Nada Elkalaawy, A Summoning, 2025, Oil on canvas, 61 x 76 cm (24 x 29 7/8 in)
A Summoning (2025) perfectly captures this stir of echoes, flitting between ‘is’ and ‘was’, past and present melded together to evince some kind of object-based epigenetic change that speaks to our collective, human inheritance of personality, persuasion and point. Another elegant silver tureen sits atop a table. A kaleidoscope of bokeh-like lights showers down upon the antique, curiously drawing attention away from the object and, instead, illuminating the heads of five young, pig-tailed girls whose presence whispers beneath the ground. That image is another fictional composition based on a found image of triplets which the artist has once again mirrored into an even stranger line up of quintuplets that, again, speaks to Elkalaawy’s fascination with the bizarre and magical and which, of course, perfumes her tableau with a spray of irony that reveals her rather wry sense of humour. The act of mirroring her subterranean protagonists offers a visual strategy and intellectual resolution that chimes neatly with both the dynamic and design of memories as arcs of power but also of play, intended to fill cloudy, pensive gaps of uncertainty with a joy and even jest born from recollection, then amplified or multiplied, to finally become its own fabrication. Such quirky playfulness not only adds to the idiosyncrasy of Elkalaawy’s paintings but offers a little light relief from their melancholy. After all, the ghosts of grief draw out tears of woe and laughter in those through which they pass as they fuel and fold memories.
Those echoes – real, imagined and their whimsical hybrids – then stir other echoes – memories of index – that come with the object itself. The tureen exists as a rather lavish soup server, but it also evinces the shape, ornamentation and scintillation we associate with magic: Aladdin’s lamp or Harry Potter’s goblet of fire, both which exist as gateways between one dimension and another, fashioned by magic and used to change reality through wish-fulfilment. The dazzle of lights that floats above this tureen could be the summoning of a genie so that this sparkle – like pentimenti – bridges the real and the ethereal.
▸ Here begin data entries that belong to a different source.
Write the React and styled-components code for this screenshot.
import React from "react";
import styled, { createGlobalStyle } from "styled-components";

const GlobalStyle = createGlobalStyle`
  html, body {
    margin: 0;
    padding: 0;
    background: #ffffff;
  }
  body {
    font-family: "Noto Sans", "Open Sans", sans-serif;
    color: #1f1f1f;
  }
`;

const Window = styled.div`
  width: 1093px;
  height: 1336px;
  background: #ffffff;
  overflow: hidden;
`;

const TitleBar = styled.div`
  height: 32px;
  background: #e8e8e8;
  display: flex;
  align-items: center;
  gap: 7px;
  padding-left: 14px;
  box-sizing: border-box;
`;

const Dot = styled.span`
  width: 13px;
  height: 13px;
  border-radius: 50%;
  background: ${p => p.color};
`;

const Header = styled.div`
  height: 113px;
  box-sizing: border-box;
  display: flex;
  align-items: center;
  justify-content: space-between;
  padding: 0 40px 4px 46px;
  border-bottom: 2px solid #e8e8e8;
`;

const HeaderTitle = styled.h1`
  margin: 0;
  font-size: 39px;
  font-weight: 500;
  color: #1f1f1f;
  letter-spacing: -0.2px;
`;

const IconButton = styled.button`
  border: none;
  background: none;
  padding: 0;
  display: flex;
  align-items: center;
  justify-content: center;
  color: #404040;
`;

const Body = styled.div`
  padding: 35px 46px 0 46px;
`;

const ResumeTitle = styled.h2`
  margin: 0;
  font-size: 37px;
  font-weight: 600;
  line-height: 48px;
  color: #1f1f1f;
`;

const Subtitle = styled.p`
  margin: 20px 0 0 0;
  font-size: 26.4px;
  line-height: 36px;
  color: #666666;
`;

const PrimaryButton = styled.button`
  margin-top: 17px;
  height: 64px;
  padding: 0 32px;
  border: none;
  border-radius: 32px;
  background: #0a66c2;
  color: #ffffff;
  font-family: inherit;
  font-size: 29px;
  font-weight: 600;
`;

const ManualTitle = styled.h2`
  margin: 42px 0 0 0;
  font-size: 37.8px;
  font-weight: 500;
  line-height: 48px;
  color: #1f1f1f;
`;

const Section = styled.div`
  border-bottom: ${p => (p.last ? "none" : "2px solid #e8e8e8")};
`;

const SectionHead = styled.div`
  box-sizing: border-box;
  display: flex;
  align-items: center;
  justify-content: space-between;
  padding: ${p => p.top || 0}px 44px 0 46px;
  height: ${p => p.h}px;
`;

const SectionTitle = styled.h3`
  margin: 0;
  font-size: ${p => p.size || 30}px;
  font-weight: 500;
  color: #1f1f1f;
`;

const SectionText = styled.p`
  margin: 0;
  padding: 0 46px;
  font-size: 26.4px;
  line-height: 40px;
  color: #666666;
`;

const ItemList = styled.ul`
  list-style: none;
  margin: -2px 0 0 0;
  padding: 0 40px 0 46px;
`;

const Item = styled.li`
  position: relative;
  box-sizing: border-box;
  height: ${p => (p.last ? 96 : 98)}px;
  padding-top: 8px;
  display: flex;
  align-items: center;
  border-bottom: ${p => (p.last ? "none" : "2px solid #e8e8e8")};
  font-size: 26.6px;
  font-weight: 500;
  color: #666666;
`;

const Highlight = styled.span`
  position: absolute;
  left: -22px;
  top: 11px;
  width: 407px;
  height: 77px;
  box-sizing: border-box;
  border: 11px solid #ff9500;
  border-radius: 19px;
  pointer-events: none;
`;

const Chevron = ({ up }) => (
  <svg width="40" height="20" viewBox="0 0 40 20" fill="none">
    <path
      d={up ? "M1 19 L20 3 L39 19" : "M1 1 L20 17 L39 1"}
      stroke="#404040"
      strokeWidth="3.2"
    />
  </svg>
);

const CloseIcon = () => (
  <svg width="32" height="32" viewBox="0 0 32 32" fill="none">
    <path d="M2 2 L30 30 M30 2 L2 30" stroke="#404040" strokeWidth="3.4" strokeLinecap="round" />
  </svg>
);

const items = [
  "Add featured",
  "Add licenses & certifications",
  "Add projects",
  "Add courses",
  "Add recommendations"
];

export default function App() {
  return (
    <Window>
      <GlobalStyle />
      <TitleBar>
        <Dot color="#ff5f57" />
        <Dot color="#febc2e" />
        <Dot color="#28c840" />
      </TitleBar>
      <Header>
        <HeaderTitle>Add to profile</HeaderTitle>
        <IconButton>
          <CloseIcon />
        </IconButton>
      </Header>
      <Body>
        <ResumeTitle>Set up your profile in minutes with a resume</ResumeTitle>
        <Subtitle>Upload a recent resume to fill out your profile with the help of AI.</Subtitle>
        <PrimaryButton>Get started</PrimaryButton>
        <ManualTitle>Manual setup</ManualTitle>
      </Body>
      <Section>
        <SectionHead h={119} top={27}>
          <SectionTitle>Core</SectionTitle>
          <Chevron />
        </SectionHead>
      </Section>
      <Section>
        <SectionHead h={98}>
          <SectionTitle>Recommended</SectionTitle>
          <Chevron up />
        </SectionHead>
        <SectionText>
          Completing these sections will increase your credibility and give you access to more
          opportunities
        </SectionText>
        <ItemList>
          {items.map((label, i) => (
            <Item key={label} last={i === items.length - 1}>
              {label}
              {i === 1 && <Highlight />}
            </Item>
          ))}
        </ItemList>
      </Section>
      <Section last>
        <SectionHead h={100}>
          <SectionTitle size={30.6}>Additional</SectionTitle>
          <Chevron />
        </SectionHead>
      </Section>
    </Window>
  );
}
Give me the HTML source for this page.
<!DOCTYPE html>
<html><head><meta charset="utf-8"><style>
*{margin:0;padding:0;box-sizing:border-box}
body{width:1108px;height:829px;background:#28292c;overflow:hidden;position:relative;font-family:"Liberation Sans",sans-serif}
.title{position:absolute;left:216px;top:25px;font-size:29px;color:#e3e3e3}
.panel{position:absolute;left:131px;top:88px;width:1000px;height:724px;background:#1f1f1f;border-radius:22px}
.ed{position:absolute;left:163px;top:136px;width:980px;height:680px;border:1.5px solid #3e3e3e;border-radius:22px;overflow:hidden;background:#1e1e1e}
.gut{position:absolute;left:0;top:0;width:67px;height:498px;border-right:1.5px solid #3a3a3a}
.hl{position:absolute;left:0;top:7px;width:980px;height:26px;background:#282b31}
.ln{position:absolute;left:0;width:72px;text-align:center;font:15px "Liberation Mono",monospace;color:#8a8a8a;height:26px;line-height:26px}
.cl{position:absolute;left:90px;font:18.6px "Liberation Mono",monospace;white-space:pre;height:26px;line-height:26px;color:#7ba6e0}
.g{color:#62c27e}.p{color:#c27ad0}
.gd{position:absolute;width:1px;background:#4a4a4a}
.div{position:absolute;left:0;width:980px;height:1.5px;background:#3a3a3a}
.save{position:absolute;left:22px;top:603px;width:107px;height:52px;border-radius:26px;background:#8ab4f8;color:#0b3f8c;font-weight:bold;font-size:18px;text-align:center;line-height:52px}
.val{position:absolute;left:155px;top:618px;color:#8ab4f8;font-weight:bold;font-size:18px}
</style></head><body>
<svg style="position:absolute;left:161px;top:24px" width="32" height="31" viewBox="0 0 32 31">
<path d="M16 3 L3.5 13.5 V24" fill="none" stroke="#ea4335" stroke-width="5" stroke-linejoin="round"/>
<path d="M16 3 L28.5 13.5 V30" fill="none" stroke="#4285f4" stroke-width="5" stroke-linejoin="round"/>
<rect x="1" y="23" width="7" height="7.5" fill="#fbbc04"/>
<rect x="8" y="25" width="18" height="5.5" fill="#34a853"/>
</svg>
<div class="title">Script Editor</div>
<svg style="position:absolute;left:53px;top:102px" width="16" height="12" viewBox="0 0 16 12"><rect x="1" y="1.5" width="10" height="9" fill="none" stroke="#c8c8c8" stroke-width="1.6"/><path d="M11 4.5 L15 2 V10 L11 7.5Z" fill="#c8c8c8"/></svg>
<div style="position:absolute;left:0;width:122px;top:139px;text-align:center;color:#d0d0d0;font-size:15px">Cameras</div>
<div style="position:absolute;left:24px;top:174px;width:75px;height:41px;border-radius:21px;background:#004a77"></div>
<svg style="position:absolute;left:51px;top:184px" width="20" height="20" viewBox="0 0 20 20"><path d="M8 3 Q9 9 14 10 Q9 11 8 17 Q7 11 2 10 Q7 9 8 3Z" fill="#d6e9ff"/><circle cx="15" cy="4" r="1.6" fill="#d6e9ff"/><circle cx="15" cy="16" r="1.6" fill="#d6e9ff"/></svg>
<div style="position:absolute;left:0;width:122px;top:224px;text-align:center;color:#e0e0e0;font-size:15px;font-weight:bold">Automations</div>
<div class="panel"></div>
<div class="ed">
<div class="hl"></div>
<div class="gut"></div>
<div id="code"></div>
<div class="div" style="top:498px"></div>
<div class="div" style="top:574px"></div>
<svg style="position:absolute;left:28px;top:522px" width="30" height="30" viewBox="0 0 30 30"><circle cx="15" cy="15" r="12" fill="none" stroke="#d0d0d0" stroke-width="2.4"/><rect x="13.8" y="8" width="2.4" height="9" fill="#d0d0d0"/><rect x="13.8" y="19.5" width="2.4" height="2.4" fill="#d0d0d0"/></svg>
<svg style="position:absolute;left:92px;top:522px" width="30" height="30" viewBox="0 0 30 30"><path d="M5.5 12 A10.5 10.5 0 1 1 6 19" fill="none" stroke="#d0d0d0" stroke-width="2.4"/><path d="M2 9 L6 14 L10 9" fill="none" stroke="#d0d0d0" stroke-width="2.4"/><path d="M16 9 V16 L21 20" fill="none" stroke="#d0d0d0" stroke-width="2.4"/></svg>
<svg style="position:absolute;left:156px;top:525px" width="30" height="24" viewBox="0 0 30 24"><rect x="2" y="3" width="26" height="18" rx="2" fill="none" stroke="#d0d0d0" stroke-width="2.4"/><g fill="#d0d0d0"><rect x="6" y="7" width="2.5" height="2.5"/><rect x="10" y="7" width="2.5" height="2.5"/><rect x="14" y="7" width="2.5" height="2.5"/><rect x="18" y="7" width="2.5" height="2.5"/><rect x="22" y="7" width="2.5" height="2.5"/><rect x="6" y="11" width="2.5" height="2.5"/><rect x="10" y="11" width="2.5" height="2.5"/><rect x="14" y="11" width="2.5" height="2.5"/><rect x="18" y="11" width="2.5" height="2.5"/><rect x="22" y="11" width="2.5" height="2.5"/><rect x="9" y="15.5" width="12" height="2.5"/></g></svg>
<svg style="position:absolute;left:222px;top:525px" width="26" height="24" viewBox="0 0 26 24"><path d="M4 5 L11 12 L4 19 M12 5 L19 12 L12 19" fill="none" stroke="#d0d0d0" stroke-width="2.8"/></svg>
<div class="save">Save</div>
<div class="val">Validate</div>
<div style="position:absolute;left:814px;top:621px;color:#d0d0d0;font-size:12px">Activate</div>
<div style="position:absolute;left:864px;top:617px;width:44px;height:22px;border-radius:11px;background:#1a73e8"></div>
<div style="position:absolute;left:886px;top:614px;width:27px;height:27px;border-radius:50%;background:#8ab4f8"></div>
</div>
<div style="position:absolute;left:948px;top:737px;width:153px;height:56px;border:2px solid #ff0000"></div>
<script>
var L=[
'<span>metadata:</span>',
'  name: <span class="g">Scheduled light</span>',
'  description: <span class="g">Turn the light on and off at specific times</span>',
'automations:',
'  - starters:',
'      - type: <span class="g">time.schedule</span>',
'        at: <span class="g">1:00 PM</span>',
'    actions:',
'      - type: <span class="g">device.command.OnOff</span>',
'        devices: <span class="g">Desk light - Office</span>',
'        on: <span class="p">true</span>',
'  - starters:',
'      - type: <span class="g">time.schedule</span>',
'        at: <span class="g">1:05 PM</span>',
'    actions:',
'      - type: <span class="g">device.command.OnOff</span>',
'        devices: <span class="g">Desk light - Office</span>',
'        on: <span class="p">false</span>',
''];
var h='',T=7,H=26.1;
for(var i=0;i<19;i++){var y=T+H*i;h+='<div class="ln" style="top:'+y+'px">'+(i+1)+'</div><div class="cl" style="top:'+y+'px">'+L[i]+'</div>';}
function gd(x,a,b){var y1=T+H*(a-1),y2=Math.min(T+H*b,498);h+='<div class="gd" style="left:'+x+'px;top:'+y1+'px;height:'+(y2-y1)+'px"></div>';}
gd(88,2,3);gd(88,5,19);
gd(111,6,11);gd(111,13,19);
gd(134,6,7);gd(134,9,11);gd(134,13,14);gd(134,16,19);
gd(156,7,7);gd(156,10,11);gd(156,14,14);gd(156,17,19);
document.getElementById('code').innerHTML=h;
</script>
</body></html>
It is that synergy between found and fabricated; between real and imagined; between flesh and fantasy that fills Elkalaawy’s paintings with such exquisite poetry.
Nada Elkalaawy, Surface Memory, 2025, Oil on canvas board 60.3 x 30.3 cm (23 3/4 x 11 7/8 in)

Nada Elkalaawy, Surface Memory, 2025, Oil on canvas board 60.3 x 30.3 cm (23 3/4 x 11 7/8 in)
Surface Memory (2025) provides a neat summary of all the tributaries of thought and interrogation that feed into Elkalaawy’s exacting, curious practice. An urn, designed to hold the ashes of the recently passed, commands the shape of the artist’s support, ironically possessing a domination and dominion that the now cremated figure inside it no longer enjoys. That memory is then juxtaposed with the memory of the pattern that embellishes the urn’s surface: itself a memory of a past design. Memory not only triggers Elkalaawy’s surface into life; it becomes it. The subtlety and nuance of her achingly beautiful paintings often provide a veneer that somewhat shields a more complex interest in notions of passing, be they temporal, emotional, historical, familial or artistic, but not here. What Surface Memory – as object, subject, surface, memory and strategy – does is reveal the true nature of Elkalaawy’s project: to unveil our entanglement of experience: personal, collective and the echo chamber of their synergy. It is here where the power of this wonderful artist’s enterprise breathes – in Hardy’s houses of ‘the ghost’ and ‘I’ – unsettling surface to create a deeper sense of space so that her painted inventions may float into the viewer’s consciousness and, just for a moment, bewitch like beloved memories.